There is still policy room for China to shore up economic growth, said Lan, adding that a prudent monetary policy should maintain reasonably ample liquidity, and provide precise and continuous support for midstream and downstream enterprises, small and medium-sized enterprises and stressed industries.
Wen Bin, chief researcher at China Minsheng Bank, said it is important for China to closely monitor the growth momentum of factory output and changes in market demand.
"There is no problem for China to realize its goal of expanding the economy by more than 6 percent this year, but the country will face greater pressure to drive up economic growth in the future," he said.

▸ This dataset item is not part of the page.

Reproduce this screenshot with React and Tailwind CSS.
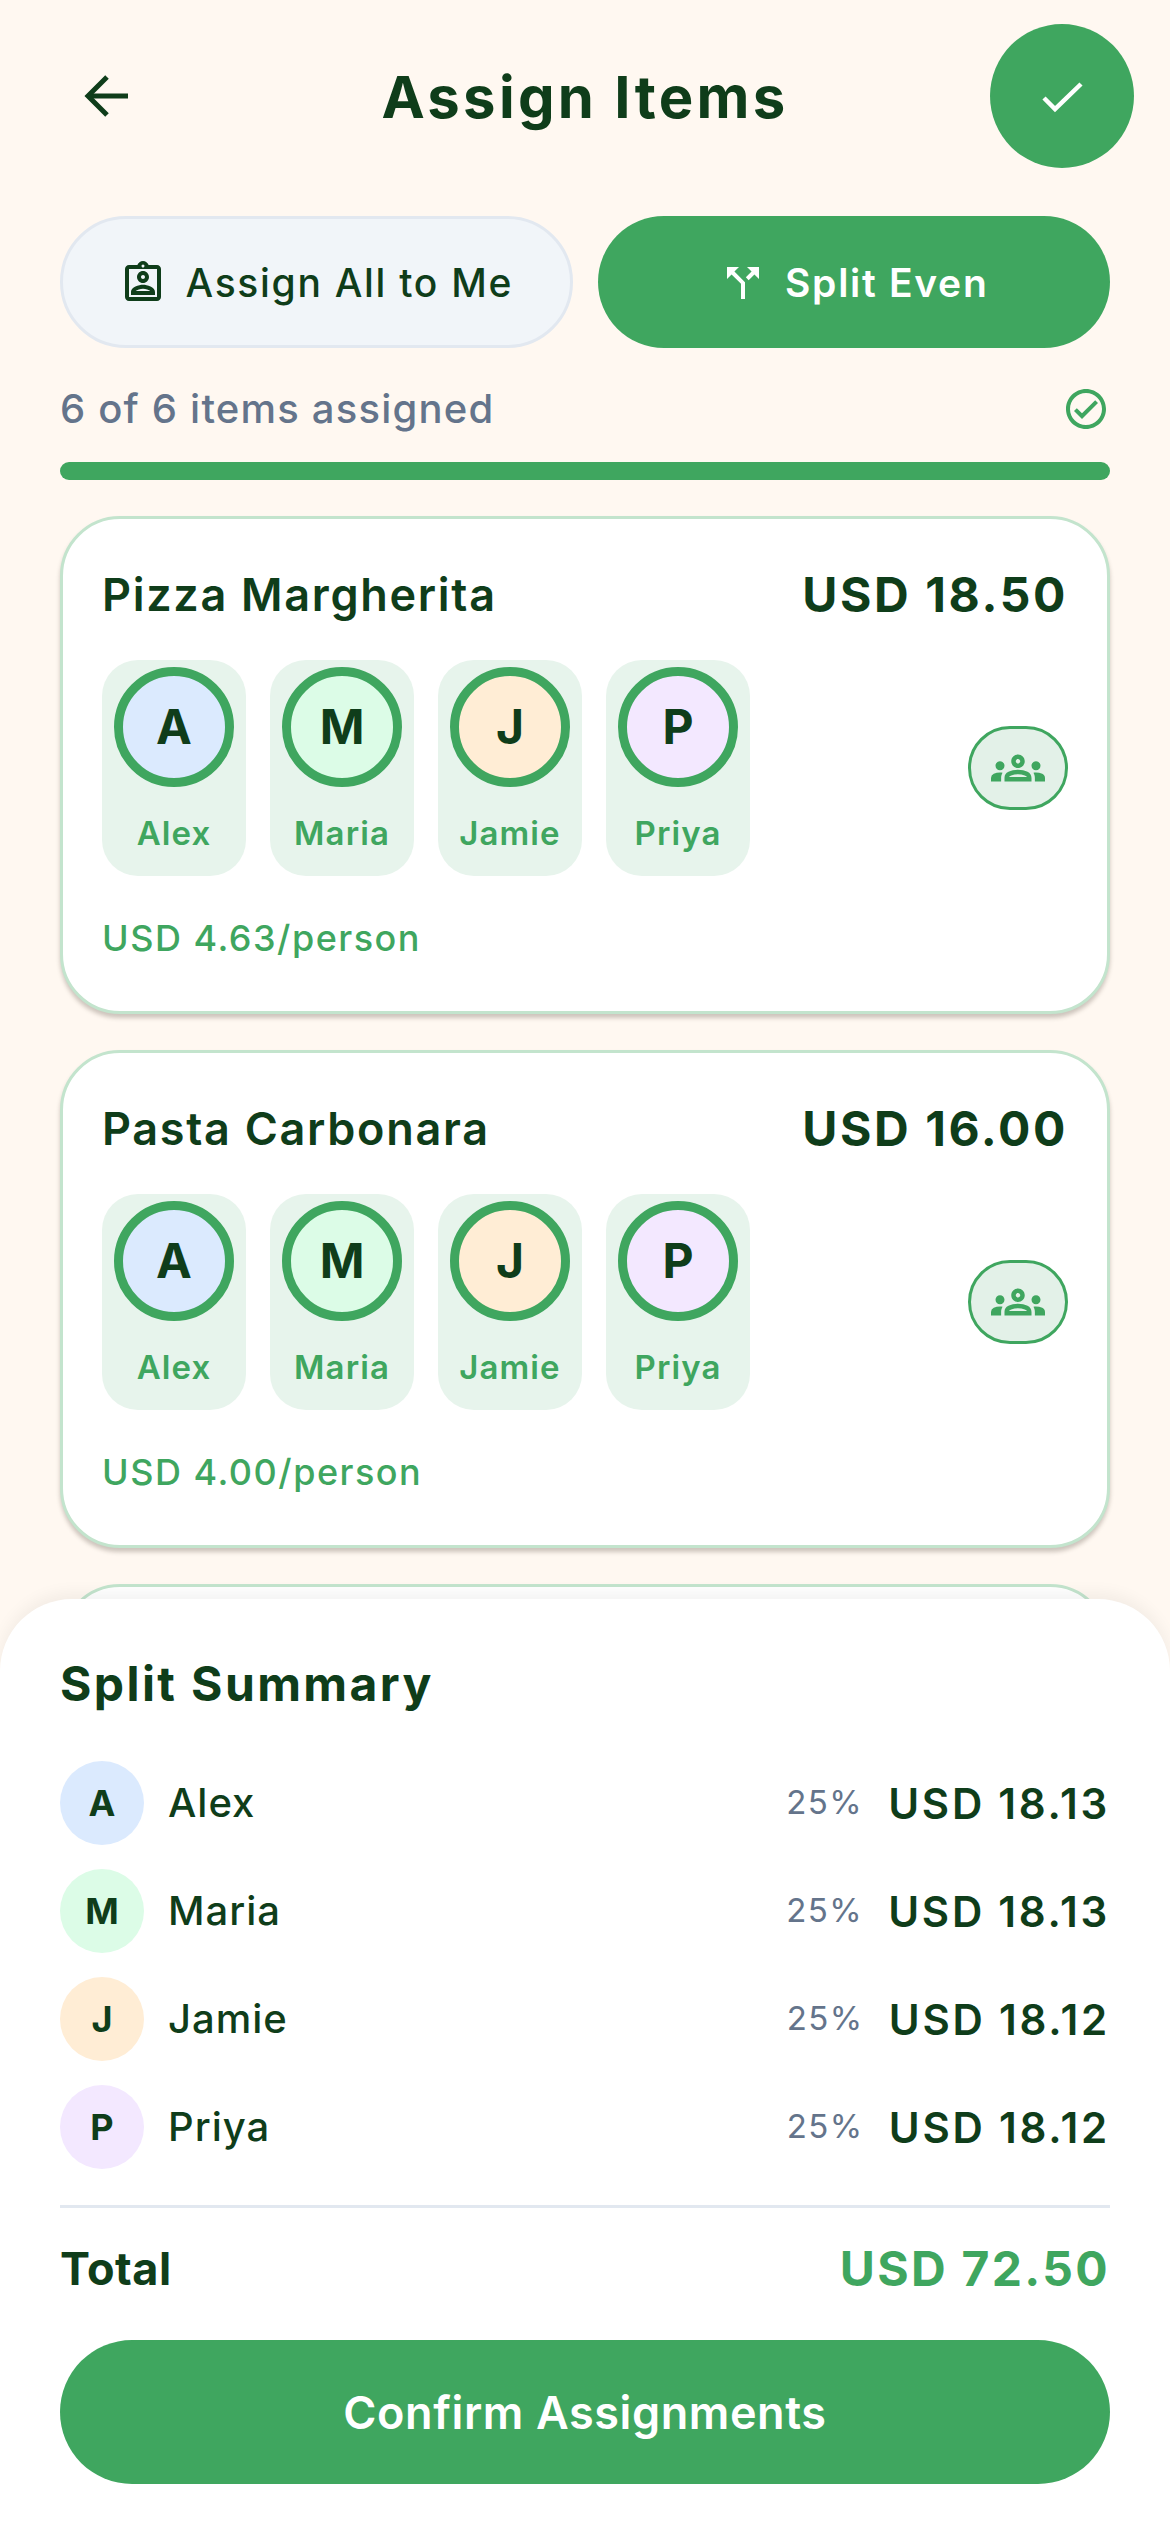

"China should continue to boost domestic demand, nurturing growth impetus for consumption, while moderately accelerating the pace of local government special bond issuance and the construction of major engineering projects, to make further use of the role of infrastructure investment in stabilizing investment and growth," he added.
Data from the NBS showed that investment in fixed assets (excluding rural households) reached more than 30 trillion yuan in the first seven months of the year, up 10.3 percent on a yearly basis, but 2.3 percentage points lower than that in the first six months of 2021.
The nation remains attractive to foreign investors, as data from the Ministry of Commerce showed that actual use of foreign capital by the nation in the first seven months increased by 25.5 percent year-on-year to reach 672.19 billion yuan.